The statement also revealed Gambhir’s broader batting vision. Gambhir was not speaking about Samson as a stopgap option or a conditional pick. He was speaking about him as a genuine force multiplier in an order built to overwhelm attacks early and then keep coming.
He also dismissed the idea that India were overthinking the left-right balance at the top. “So the reason yes a lot of people will debate about that we wanted to break that three left handers at the top, not at all because I still believe that a quality batter will be good against any bowler, any kind of bowler whether it’s the off spinner or the left-hand spinner.”
That is as direct a rejection of matchup-driven selection logic as one can offer in modern T20 cricket.

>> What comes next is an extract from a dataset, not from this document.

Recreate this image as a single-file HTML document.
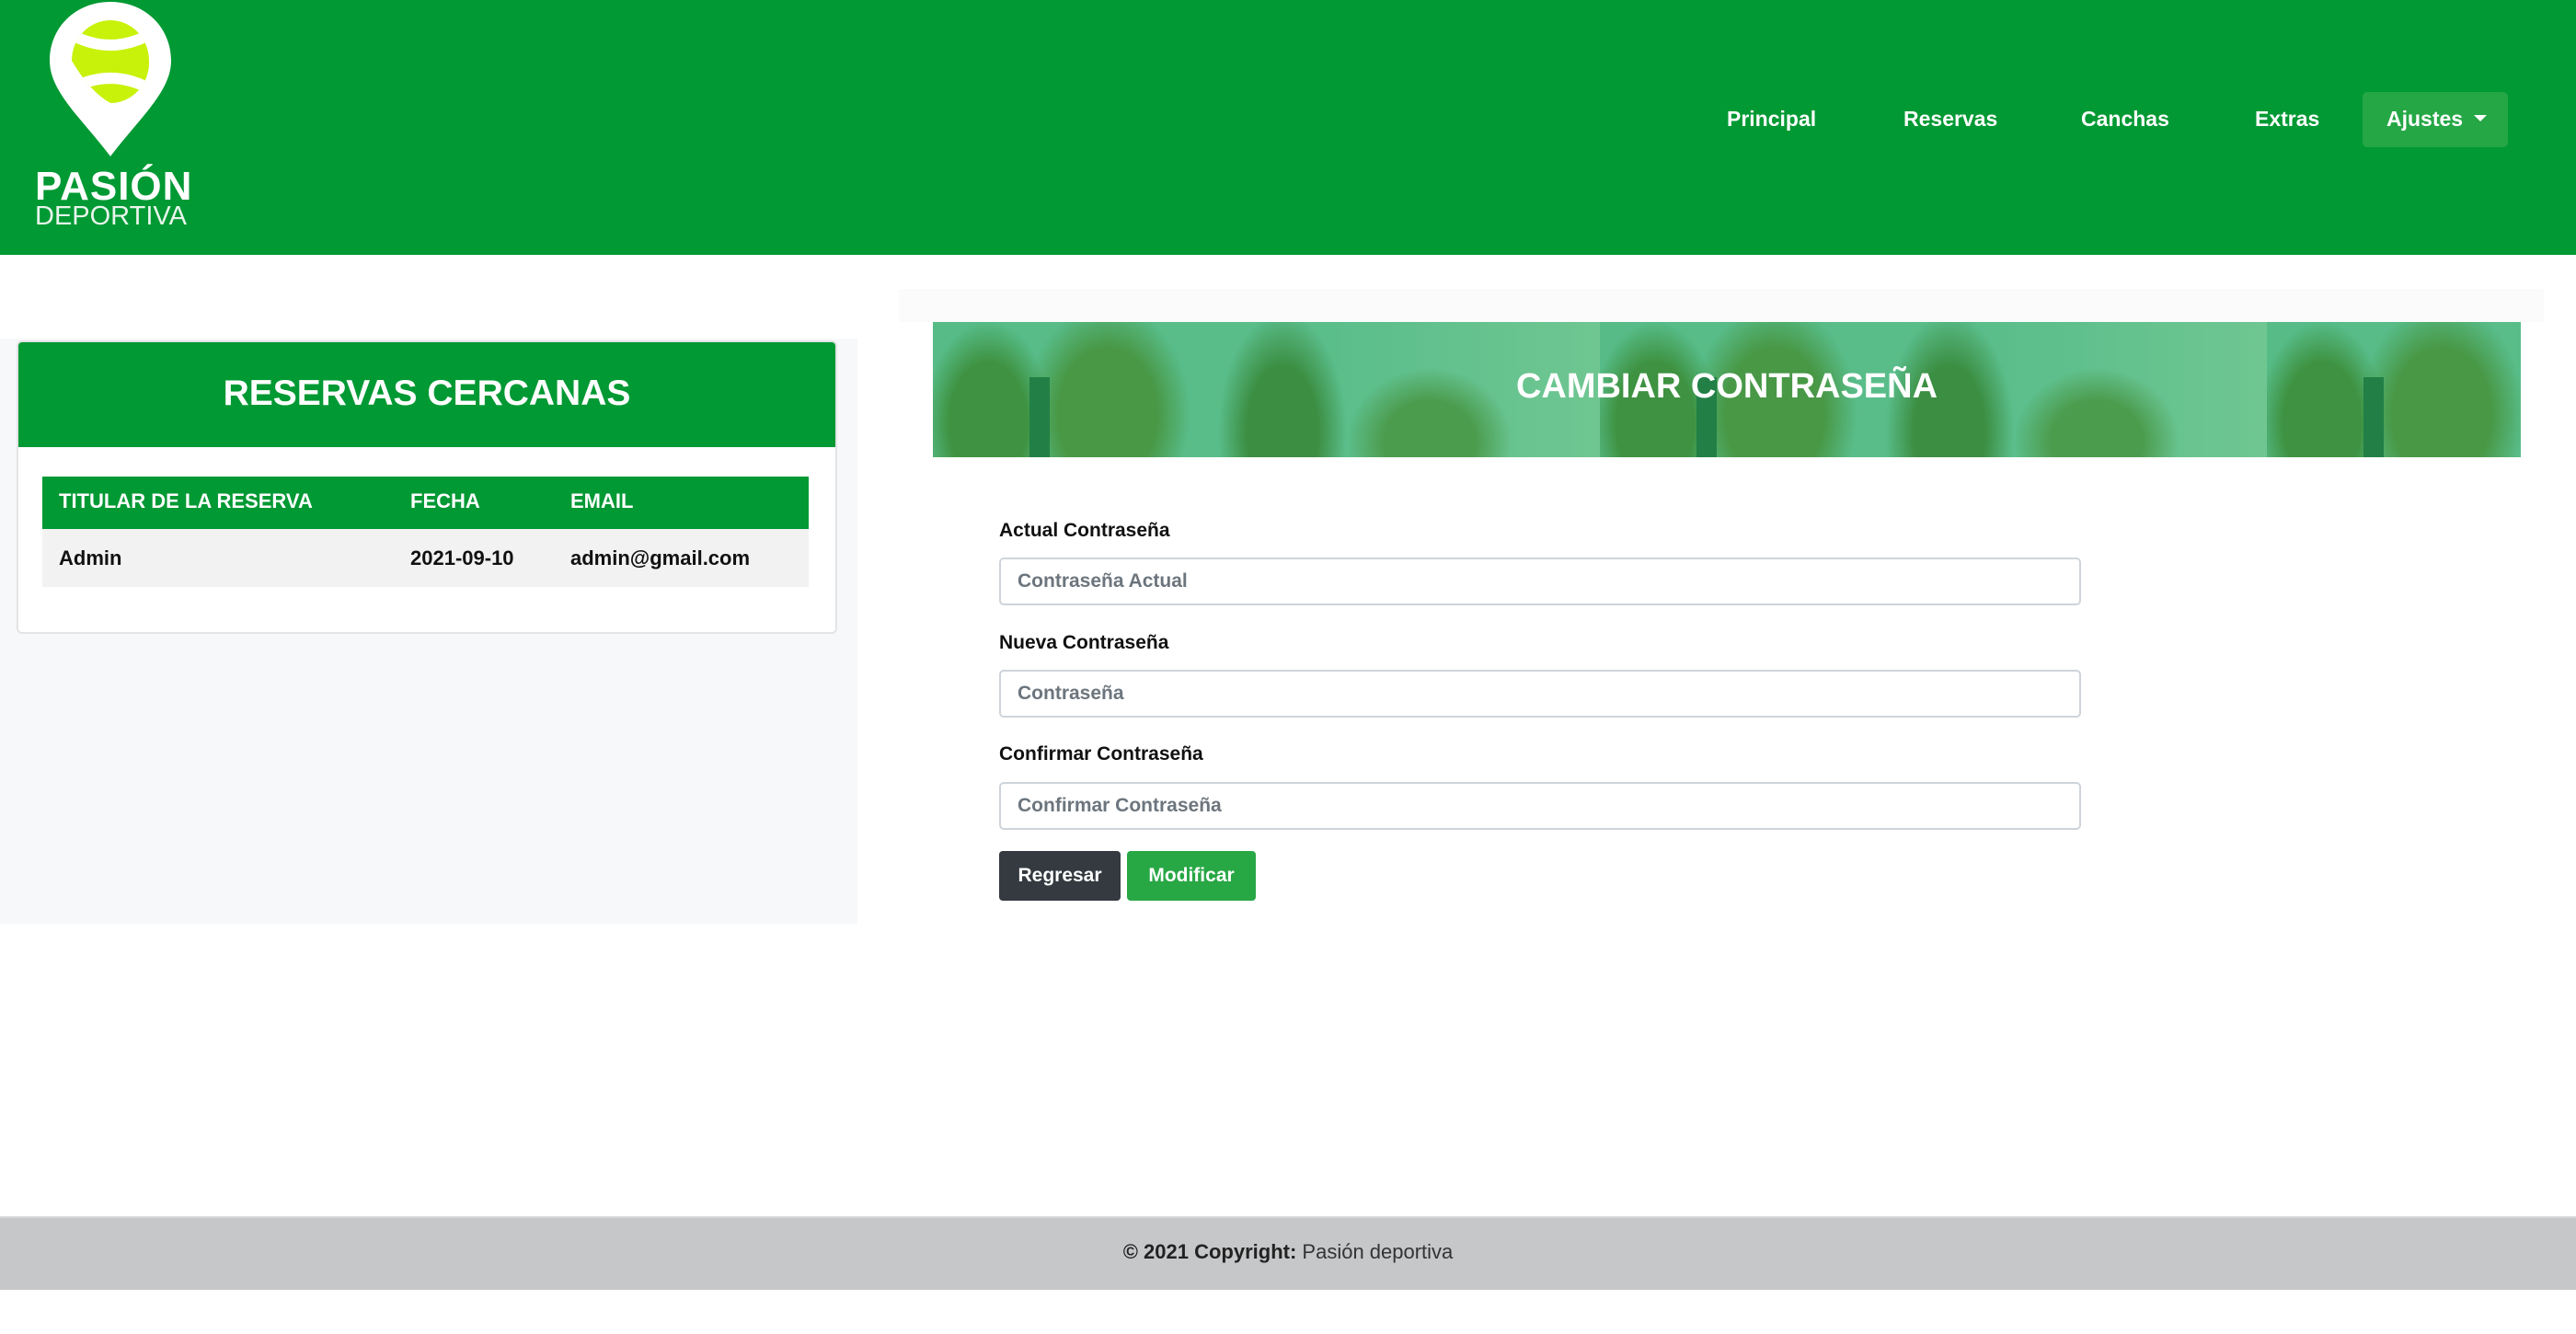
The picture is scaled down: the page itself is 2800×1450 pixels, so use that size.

Gambhir’s argument was simple: quality and intent matter more than theoretical discomfort.
‘I conveyed it to him in the gym’: Gautam Gambhir
What also stood out was the ease with which the message was delivered. “I conveyed it to him in the gym. In fact we both were training together and I just told him that you will be playing tomorrow and he said let it come. That’s the casual conversations we have.”
Gautam Gambhir said India had consciously kept things informal, with short meetings and simple conversations rather than heavy messaging. In that sense, Samson’s recall said two things at once: India wanted more firepower, and they wanted their players to feel free enough to unleash it.